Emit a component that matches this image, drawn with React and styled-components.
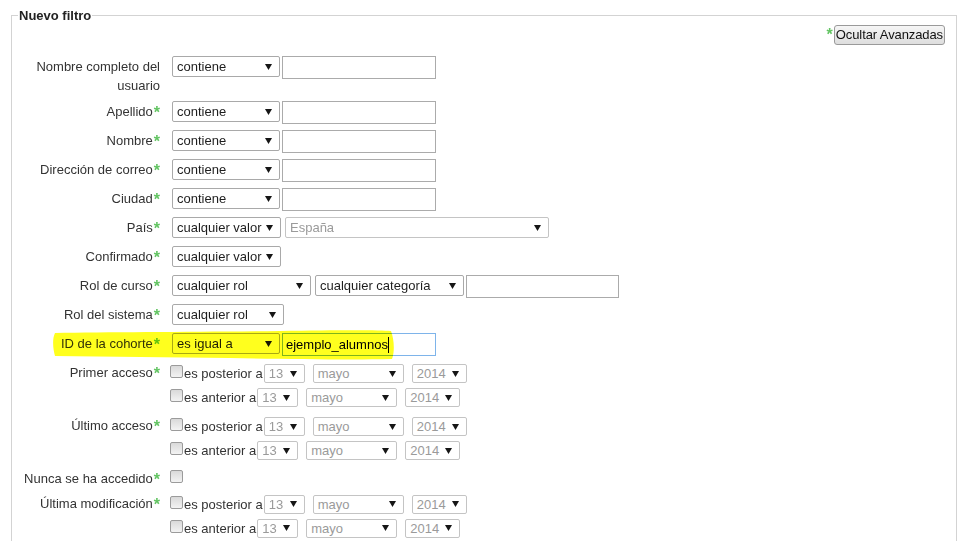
import React from "react";
import styled, { createGlobalStyle } from "styled-components";

const GlobalStyle = createGlobalStyle`
  html, body {
    margin: 0;
    padding: 0;
    overflow: hidden;
    background: #fff;
  }
  body {
    font-family: "Liberation Sans", Arial, sans-serif;
    font-size: 13px;
    color: #333;
  }
`;

const Page = styled.div`
  padding: 8px 8px 0 11px;
  width: 965px;
  height: 541px;
  box-sizing: border-box;
`;

const Fieldset = styled.fieldset`
  margin: 0;
  border: 1px solid #d3d3d3;
  padding: 0 10px 80px 6px;
  min-width: 0;
`;

const Legend = styled.legend`
  font-weight: bold;
  color: #222;
  padding: 0 1px;
  line-height: 15px;
`;

const Toolbar = styled.div`
  display: flex;
  justify-content: flex-end;
  align-items: center;
  margin-top: 2px;
  margin-bottom: 11px;
  padding-right: 1px;
`;

const Star = styled.span`
  color: #62c462;
  font-size: 16px;
  font-weight: bold;
  line-height: 0;
  vertical-align: -2px;
  margin-left: ${(p) => p.$ml ?? 1}px;
  margin-right: ${(p) => p.$mr ?? 0}px;
`;

const Button = styled.button`
  font-family: "Liberation Sans", Arial, sans-serif;
  font-size: 13px;
  color: #111;
  height: 20px;
  line-height: 16px;
  padding: 0 1px;
  letter-spacing: -0.1px;
  border: 1px solid #9a9a9a;
  border-radius: 3px;
  background: linear-gradient(#f6f6f6, #dedede);
`;

const Row = styled.div`
  display: grid;
  grid-template-columns: 142px auto;
  column-gap: 12px;
  margin-bottom: ${(p) => p.$mb ?? 6}px;
  position: relative;
`;

const Label = styled.div`
  text-align: right;
  line-height: 18.5px;
  padding-top: 2px;
  color: #333;
`;

const Controls = styled.div`
  display: flex;
  align-items: flex-start;
  min-height: ${(p) => (p.$compact ? 18 : 23)}px;
`;

const SelectBox = styled.div`
  display: flex;
  align-items: center;
  justify-content: space-between;
  box-sizing: border-box;
  width: ${(p) => p.$w}px;
  height: ${(p) => (p.$small ? 19 : 21)}px;
  margin-left: ${(p) => p.$ml ?? 0}px;
  padding: 0 7px 0 4px;
  border: 1px solid ${(p) => (p.$disabled ? "#c4c4c4" : "#a9a9a9")};
  border-radius: 2px;
  background: #fff;
  color: ${(p) => (p.$disabled ? "#9a9a9a" : "#1e1e1e")};
  white-space: nowrap;
  flex-shrink: 0;
`;

const Arrow = styled.svg`
  flex-shrink: 0;
  display: block;
`;

const TextBox = styled.div`
  box-sizing: border-box;
  width: ${(p) => p.$w}px;
  height: 23px;
  margin-left: ${(p) => p.$ml ?? 0}px;
  padding: 0 3px;
  border: 1px solid ${(p) => (p.$focused ? "#7eb4ea" : "#ababab")};
  background: #fff;
  color: #000;
  display: flex;
  align-items: center;
  flex-shrink: 0;
`;

const Caret = styled.span`
  display: inline-block;
  width: 1px;
  height: 16px;
  background: #000;
`;

const DateStack = styled.div`
  display: flex;
  flex-direction: column;
  gap: 1px;
  margin-left: -2px;
`;

const DateLine = styled.div`
  display: flex;
  align-items: center;
  height: 23px;
`;

const Check = styled.span`
  display: inline-block;
  box-sizing: border-box;
  width: 13px;
  height: 13px;
  border: 1px solid #9b9b9b;
  border-radius: 2px;
  background: linear-gradient(#d9d9d9, #f3f3f3);
  align-self: flex-start;
  margin-top: ${(p) => p.$mt ?? 3}px;
  margin-right: 1px;
  flex-shrink: 0;
`;

const CheckText = styled.span`
  color: #333;
  margin-right: 1px;
  white-space: nowrap;
`;

const Highlight = styled.svg`
  position: absolute;
  left: 32px;
  top: -4px;
  pointer-events: none;
  mix-blend-mode: multiply;
`;

function Select({ w, children, ...rest }) {
  return (
    <SelectBox $w={w} {...rest}>
      <span>{children}</span>
      <Arrow width="7" height="6" viewBox="0 0 7 6">
        <polygon points="0,0 7,0 3.5,6" fill="#161616" />
      </Arrow>
    </SelectBox>
  );
}

function DateSelects() {
  return (
    <>
      <Select w={41} $small $disabled>13</Select>
      <Select w={91} $small $disabled $ml={8}>mayo</Select>
      <Select w={55} $small $disabled $ml={8}>2014</Select>
    </>
  );
}

function DateGroup() {
  return (
    <DateStack>
      <DateLine>
        <Check />
        <CheckText>es posterior a</CheckText>
        <DateSelects />
      </DateLine>
      <DateLine>
        <Check />
        <CheckText>es anterior a</CheckText>
        <DateSelects />
      </DateLine>
    </DateStack>
  );
}

function FieldLabel({ children, star = true }) {
  return (
    <Label>
      {children}
      {star && <Star>*</Star>}
    </Label>
  );
}

const textRows = ["Apellido", "Nombre", "Dirección de correo", "Ciudad"];

export default function App() {
  return (
    <Page>
      <GlobalStyle />
      <Fieldset>
        <Legend>Nuevo filtro</Legend>
        <Toolbar>
          <Star $ml={0} $mr={1}>*</Star>
          <Button>Ocultar Avanzadas</Button>
        </Toolbar>

        <Row>
          <FieldLabel star={false}>Nombre completo del usuario</FieldLabel>
          <Controls>
            <Select w={108}>contiene</Select>
            <TextBox $w={154} $ml={2} />
          </Controls>
        </Row>

        {textRows.map((t) => (
          <Row key={t}>
            <FieldLabel>{t}</FieldLabel>
            <Controls>
              <Select w={108}>contiene</Select>
              <TextBox $w={154} $ml={2} />
            </Controls>
          </Row>
        ))}

        <Row>
          <FieldLabel>País</FieldLabel>
          <Controls>
            <Select w={109}>cualquier valor</Select>
            <Select w={264} $ml={4} $disabled>España</Select>
          </Controls>
        </Row>

        <Row>
          <FieldLabel>Confirmado</FieldLabel>
          <Controls>
            <Select w={109}>cualquier valor</Select>
          </Controls>
        </Row>

        <Row>
          <FieldLabel>Rol de curso</FieldLabel>
          <Controls>
            <Select w={139}>cualquier rol</Select>
            <Select w={149} $ml={4}>cualquier categoría</Select>
            <TextBox $w={153} $ml={2} />
          </Controls>
        </Row>

        <Row>
          <FieldLabel>Rol del sistema</FieldLabel>
          <Controls>
            <Select w={112}>cualquier rol</Select>
          </Controls>
        </Row>

        <Row>
          <FieldLabel>ID de la cohorte</FieldLabel>
          <Controls>
            <Select w={108}>es igual a</Select>
            <TextBox $w={154} $ml={2} $focused>
              ejemplo_alumnos
              <Caret />
            </TextBox>
          </Controls>
          <Highlight width="346" height="33" viewBox="0 0 346 33">
            <path
              d="M5,4 C60,3 150,3 230,2 C290,1 330,1 341,2 C344,10 345,22 342,30 C300,31 240,30 180,29 C120,28 60,28 5,27 C3,20 2,10 5,4 Z"
              fill="#ffff1e"
            />
          </Highlight>
        </Row>

        <Row>
          <FieldLabel>Primer acceso</FieldLabel>
          <Controls>
            <DateGroup />
          </Controls>
        </Row>

        <Row>
          <FieldLabel>Último acceso</FieldLabel>
          <Controls>
            <DateGroup />
          </Controls>
        </Row>

        <Row $mb={4}>
          <FieldLabel>Nunca se ha accedido</FieldLabel>
          <Controls $compact>
            <DateStack>
              <Check $mt={2} />
            </DateStack>
          </Controls>
        </Row>

        <Row>
          <FieldLabel>Última modificación</FieldLabel>
          <Controls>
            <DateGroup />
          </Controls>
        </Row>
      </Fieldset>
    </Page>
  );
}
***
→ **Exercise task**:
Leave the pictures out, and print every line of the listing exactly as written.

→ **Result for this task**:
Emit a component that matches this image, drawn with React and styled-components.
import React from "react";
import styled, { createGlobalStyle } from "styled-components";

const GlobalStyle = createGlobalStyle`
  html, body {
    margin: 0;
    padding: 0;
    overflow: hidden;
    background: #fff;
  }
  body {
    font-family: "Liberation Sans", Arial, sans-serif;
    font-size: 13px;
    color: #333;
  }
`;

const Page = styled.div`
  padding: 8px 8px 0 11px;
  width: 965px;
  height: 541px;
  box-sizing: border-box;
`;

const Fieldset = styled.fieldset`
  margin: 0;
  border: 1px solid #d3d3d3;
  padding: 0 10px 80px 6px;
  min-width: 0;
`;

const Legend = styled.legend`
  font-weight: bold;
  color: #222;
  padding: 0 1px;
  line-height: 15px;
`;

const Toolbar = styled.div`
  display: flex;
  justify-content: flex-end;
  align-items: center;
  margin-top: 2px;
  margin-bottom: 11px;
  padding-right: 1px;
`;

const Star = styled.span`
  color: #62c462;
  font-size: 16px;
  font-weight: bold;
  line-height: 0;
  vertical-align: -2px;
  margin-left: ${(p) => p.$ml ?? 1}px;
  margin-right: ${(p) => p.$mr ?? 0}px;
`;

const Button = styled.button`
  font-family: "Liberation Sans", Arial, sans-serif;
  font-size: 13px;
  color: #111;
  height: 20px;
  line-height: 16px;
  padding: 0 1px;
  letter-spacing: -0.1px;
  border: 1px solid #9a9a9a;
  border-radius: 3px;
  background: linear-gradient(#f6f6f6, #dedede);
`;

const Row = styled.div`
  display: grid;
  grid-template-columns: 142px auto;
  column-gap: 12px;
  margin-bottom: ${(p) => p.$mb ?? 6}px;
  position: relative;
`;

const Label = styled.div`
  text-align: right;
  line-height: 18.5px;
  padding-top: 2px;
  color: #333;
`;

const Controls = styled.div`
  display: flex;
  align-items: flex-start;
  min-height: ${(p) => (p.$compact ? 18 : 23)}px;
`;

const SelectBox = styled.div`
  display: flex;
  align-items: center;
  justify-content: space-between;
  box-sizing: border-box;
  width: ${(p) => p.$w}px;
  height: ${(p) => (p.$small ? 19 : 21)}px;
  margin-left: ${(p) => p.$ml ?? 0}px;
  padding: 0 7px 0 4px;
  border: 1px solid ${(p) => (p.$disabled ? "#c4c4c4" : "#a9a9a9")};
  border-radius: 2px;
  background: #fff;
  color: ${(p) => (p.$disabled ? "#9a9a9a" : "#1e1e1e")};
  white-space: nowrap;
  flex-shrink: 0;
`;

const Arrow = styled.svg`
  flex-shrink: 0;
  display: block;
`;

const TextBox = styled.div`
  box-sizing: border-box;
  width: ${(p) => p.$w}px;
  height: 23px;
  margin-left: ${(p) => p.$ml ?? 0}px;
  padding: 0 3px;
  border: 1px solid ${(p) => (p.$focused ? "#7eb4ea" : "#ababab")};
  background: #fff;
  color: #000;
  display: flex;
  align-items: center;
  flex-shrink: 0;
`;

const Caret = styled.span`
  display: inline-block;
  width: 1px;
  height: 16px;
  background: #000;
`;

const DateStack = styled.div`
  display: flex;
  flex-direction: column;
  gap: 1px;
  margin-left: -2px;
`;

const DateLine = styled.div`
  display: flex;
  align-items: center;
  height: 23px;
`;

const Check = styled.span`
  display: inline-block;
  box-sizing: border-box;
  width: 13px;
  height: 13px;
  border: 1px solid #9b9b9b;
  border-radius: 2px;
  background: linear-gradient(#d9d9d9, #f3f3f3);
  align-self: flex-start;
  margin-top: ${(p) => p.$mt ?? 3}px;
  margin-right: 1px;
  flex-shrink: 0;
`;

const CheckText = styled.span`
  color: #333;
  margin-right: 1px;
  white-space: nowrap;
`;

const Highlight = styled.svg`
  position: absolute;
  left: 32px;
  top: -4px;
  pointer-events: none;
  mix-blend-mode: multiply;
`;

function Select({ w, children, ...rest }) {
  return (
    <SelectBox $w={w} {...rest}>
      <span>{children}</span>
      <Arrow width="7" height="6" viewBox="0 0 7 6">
        <polygon points="0,0 7,0 3.5,6" fill="#161616" />
      </Arrow>
    </SelectBox>
  );
}

function DateSelects() {
  return (
    <>
      <Select w={41} $small $disabled>13</Select>
      <Select w={91} $small $disabled $ml={8}>mayo</Select>
      <Select w={55} $small $disabled $ml={8}>2014</Select>
    </>
  );
}

function DateGroup() {
  return (
    <DateStack>
      <DateLine>
        <Check />
        <CheckText>es posterior a</CheckText>
        <DateSelects />
      </DateLine>
      <DateLine>
        <Check />
        <CheckText>es anterior a</CheckText>
        <DateSelects />
      </DateLine>
    </DateStack>
  );
}

function FieldLabel({ children, star = true }) {
  return (
    <Label>
      {children}
      {star && <Star>*</Star>}
    </Label>
  );
}

const textRows = ["Apellido", "Nombre", "Dirección de correo", "Ciudad"];

export default function App() {
  return (
    <Page>
      <GlobalStyle />
      <Fieldset>
        <Legend>Nuevo filtro</Legend>
        <Toolbar>
          <Star $ml={0} $mr={1}>*</Star>
          <Button>Ocultar Avanzadas</Button>
        </Toolbar>

        <Row>
          <FieldLabel star={false}>Nombre completo del usuario</FieldLabel>
          <Controls>
            <Select w={108}>contiene</Select>
            <TextBox $w={154} $ml={2} />
          </Controls>
        </Row>

        {textRows.map((t) => (
          <Row key={t}>
            <FieldLabel>{t}</FieldLabel>
            <Controls>
              <Select w={108}>contiene</Select>
              <TextBox $w={154} $ml={2} />
            </Controls>
          </Row>
        ))}

        <Row>
          <FieldLabel>País</FieldLabel>
          <Controls>
            <Select w={109}>cualquier valor</Select>
            <Select w={264} $ml={4} $disabled>España</Select>
          </Controls>
        </Row>

        <Row>
          <FieldLabel>Confirmado</FieldLabel>
          <Controls>
            <Select w={109}>cualquier valor</Select>
          </Controls>
        </Row>

        <Row>
          <FieldLabel>Rol de curso</FieldLabel>
          <Controls>
            <Select w={139}>cualquier rol</Select>
            <Select w={149} $ml={4}>cualquier categoría</Select>
            <TextBox $w={153} $ml={2} />
          </Controls>
        </Row>

        <Row>
          <FieldLabel>Rol del sistema</FieldLabel>
          <Controls>
            <Select w={112}>cualquier rol</Select>
          </Controls>
        </Row>

        <Row>
          <FieldLabel>ID de la cohorte</FieldLabel>
          <Controls>
            <Select w={108}>es igual a</Select>
            <TextBox $w={154} $ml={2} $focused>
              ejemplo_alumnos
              <Caret />
            </TextBox>
          </Controls>
          <Highlight width="346" height="33" viewBox="0 0 346 33">
            <path
              d="M5,4 C60,3 150,3 230,2 C290,1 330,1 341,2 C344,10 345,22 342,30 C300,31 240,30 180,29 C120,28 60,28 5,27 C3,20 2,10 5,4 Z"
              fill="#ffff1e"
            />
          </Highlight>
        </Row>

        <Row>
          <FieldLabel>Primer acceso</FieldLabel>
          <Controls>
            <DateGroup />
          </Controls>
        </Row>

        <Row>
          <FieldLabel>Último acceso</FieldLabel>
          <Controls>
            <DateGroup />
          </Controls>
        </Row>

        <Row $mb={4}>
          <FieldLabel>Nunca se ha accedido</FieldLabel>
          <Controls $compact>
            <DateStack>
              <Check $mt={2} />
            </DateStack>
          </Controls>
        </Row>

        <Row>
          <FieldLabel>Última modificación</FieldLabel>
          <Controls>
            <DateGroup />
          </Controls>
        </Row>
      </Fieldset>
    </Page>
  );
}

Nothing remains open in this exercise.